Ancora più perentorio è stato il vicepresidente emerito della Corte Costituzionale, Paolo Maddalena (il più votato nei primi due scrutini della recente elezione del Presidente della Repubblica Italiana), secondo il quale «È impossibile, dal punto di vista costituzionale, porre sul mercato quelle fonti di produzione di ricchezza costituite dal demanio come le spiagge.
(…) Il contenuto di tale proprietà pubblica concerne il paesaggio, i beni artistici e storici (art. 9 Cost.), i servizi pubblici essenziali, le fonti di energia, le situazioni di monopolio e le industrie strategiche (art. 43 Cost.). Tutti elementi identificativi e costitutivi dello Stato-comunità, che peraltro presiedono allo sviluppo economico del paese. Ciò significa che sono inalienabili i servizi pubblici essenziali, mentre è fuori discussione che merita particolare attenzione il diritto fondamentale al lavoro (art. 4 Cost.), essendo la nostra Repubblica fondata sul lavoro (art. 1 Cost.)».
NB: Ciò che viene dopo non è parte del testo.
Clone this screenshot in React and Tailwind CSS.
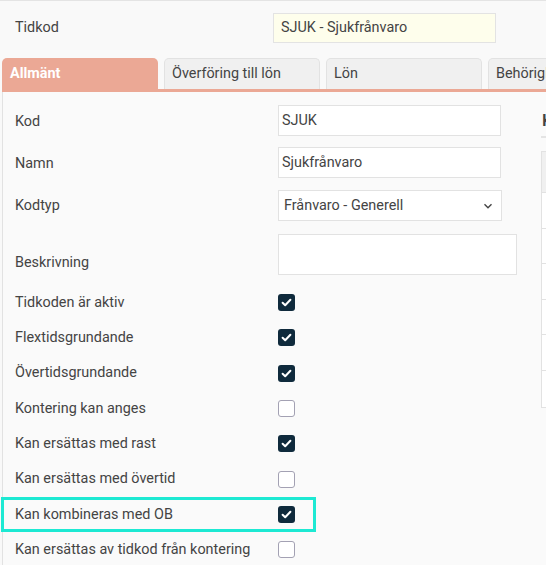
import React from "react";

function Check({ checked }) {
  if (checked) {
    return (
      <div className="w-[17px] h-[17px] rounded-[3px] bg-[#0f2a3c] flex items-center justify-center">
        <svg width="13" height="13" viewBox="0 0 13 13">
          <path d="M2.6 6.8 L5.2 9.3 L10.4 3.8" fill="none" stroke="white" strokeWidth="2" strokeLinecap="round" strokeLinejoin="round" />
        </svg>
      </div>
    );
  }
  return <div className="w-[17px] h-[17px] rounded-[3px] bg-white border border-[#a3a1b3]" />;
}

const checks = [
  ["Tidkoden är aktiv", true],
  ["Flextidsgrundande", true],
  ["Övertidsgrundande", true],
  ["Kontering kan anges", false],
  ["Kan ersättas med rast", true],
  ["Kan ersättas med övertid", false],
  ["Kan kombineras med OB", true, true],
  ["Kan ersättas av tidkod från kontering", false],
];

export default function App() {
  return (
    <div
      className="w-[546px] h-[565px] overflow-hidden bg-[#f9f9f9] border-t border-[#e4e4e4] text-[14.4px] text-[#444]"
      style={{ fontFamily: "Roboto, 'Liberation Sans', sans-serif" }}
    >
      {/* Tidkod row */}
      <div className="flex items-center pt-[12px]">
        <div className="w-[273px] pl-[15px]">Tidkod</div>
        <div className="w-[223px] h-[30px] bg-[#fefeec] border border-[#e3e3e3] flex items-center pl-[7px] shrink-0">
          SJUK - Sjukfrånvaro
        </div>
      </div>

      {/* Tabs */}
      <div className="flex gap-[6px] pl-[2px] mt-[15px] overflow-hidden">
        <div className="w-[156px] h-[31px] shrink-0 rounded-t-[5px] bg-[#eba895] text-white font-bold flex items-center pl-[8px]">
          Allmänt
        </div>
        {["Överföring till lön", "Lön", "Behörighet"].map((t) => (
          <div
            key={t}
            className="w-[156px] h-[31px] shrink-0 rounded-t-[5px] bg-[#f0f0f0] border border-b-0 border-[#e2e2e2] flex items-center pl-[7px] whitespace-nowrap overflow-hidden"
          >
            {t}
          </div>
        ))}
      </div>
      <div className="ml-[2px] h-[3px] bg-[#eba895]" />

      {/* Panel */}
      <div className="ml-[2px] border-l border-[#e2e2e2] bg-[#fafafa] flex h-[480px]">
        <div className="w-[538px] shrink-0 pl-[12px] pt-[13px]">
          <div className="flex items-center">
            <div className="w-[263px] pt-[2px]">Kod</div>
            <div className="w-[223px] h-[31px] bg-white border border-[#e2e2e2] flex items-center pl-[3px]">SJUK</div>
          </div>
          <div className="flex items-center mt-[11px]">
            <div className="w-[263px] pt-[2px]">Namn</div>
            <div className="w-[223px] h-[31px] bg-white border border-[#e2e2e2] flex items-center pl-[3px]">Sjukfrånvaro</div>
          </div>
          <div className="flex items-center mt-[12px]">
            <div className="w-[263px]">Kodtyp</div>
            <div className="w-[224px] h-[31px] bg-white border border-[#e2e2e2] flex items-center justify-between pl-[5px] pr-[8px]">
              <span>Frånvaro - Generell</span>
              <svg width="10" height="10" viewBox="0 0 10 10">
                <path d="M1.5 3.3 L5 6.8 L8.5 3.3" fill="none" stroke="#444" strokeWidth="1.4" />
              </svg>
            </div>
          </div>
          <div className="flex items-center mt-[13px]">
            <div className="w-[263px] pt-[17px]">Beskrivning</div>
            <div className="w-[239px] h-[41px] bg-white border border-[#e2e2e2]" />
          </div>
          <div className="mt-[10px]">
            {checks.map(([label, checked, hl]) => (
              <div key={label} className="relative flex items-center h-[35.3px]">
                <div className="w-[263px] whitespace-nowrap">{label}</div>
                <Check checked={checked} />
                {hl && (
                  <div className="absolute left-[-14px] top-[0px] w-[315px] h-[35px] border-[3px] border-[#1de9d3]" />
                )}
              </div>
            ))}
          </div>
        </div>
        <div className="flex-1 overflow-hidden">
          <div className="h-[46px] border-b-2 border-[#e4e4e4] flex items-end pb-[3px] pl-[1px] text-[17px] font-semibold whitespace-nowrap overflow-hidden">
            K
          </div>
          <div className="mt-[13px] border border-[#e2e2e2] w-[200px]">
            <div className="h-[41px] bg-[#f0f0f0] border-b border-[#e2e2e2]" />
            <div className="h-[36px] border-b border-[#e2e2e2] bg-white" />
            <div className="h-[35px] border-b border-[#e2e2e2] bg-white" />
            <div className="h-[36px] border-b border-[#e2e2e2] bg-white" />
            <div className="h-[35px] border-b border-[#e2e2e2] bg-white" />
            <div className="h-[36px] border-b border-[#e2e2e2] bg-white" />
            <div className="h-[36px] bg-white" />
          </div>
        </div>
      </div>
    </div>
  );
}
Fonte: www.mondobalneare.com/la-messa-a-gara-delle-spiagge-e-incostituzionale/
C’è da sperare che il Parlamento si esprima secondo questa logica.
Approvato il decreto legge sulle concessioni
Il Governo ha emanato un Decreto Legge che interviene sulle concessioni balneari, prevedendone la messa a gara dal 1° gennaio 2024.
Gli obiettivi, sottolinea Palazzo Chigi, sono quelli di «assicurare un utilizzo più sostenibile del demanio marittimo, favorirne la pubblica fruizione» e «promuovere una maggiore concorrenza sulle concessioni balneari».
Ora ci sarà un periodo transitorio, con la previsione che già dopo l’estate 2022 potrebbero essere aperti i primi bandi. Nel Ddl sono stati inseriti due fattori: da una parte il riconoscimento di indennizzi per gli operatori che negli anni hanno investito risorse non ancora ammortizzate, se dovessero perdere la gara; dall’altra, l’indicazione di forme di “autonomia territoriale” per le regioni.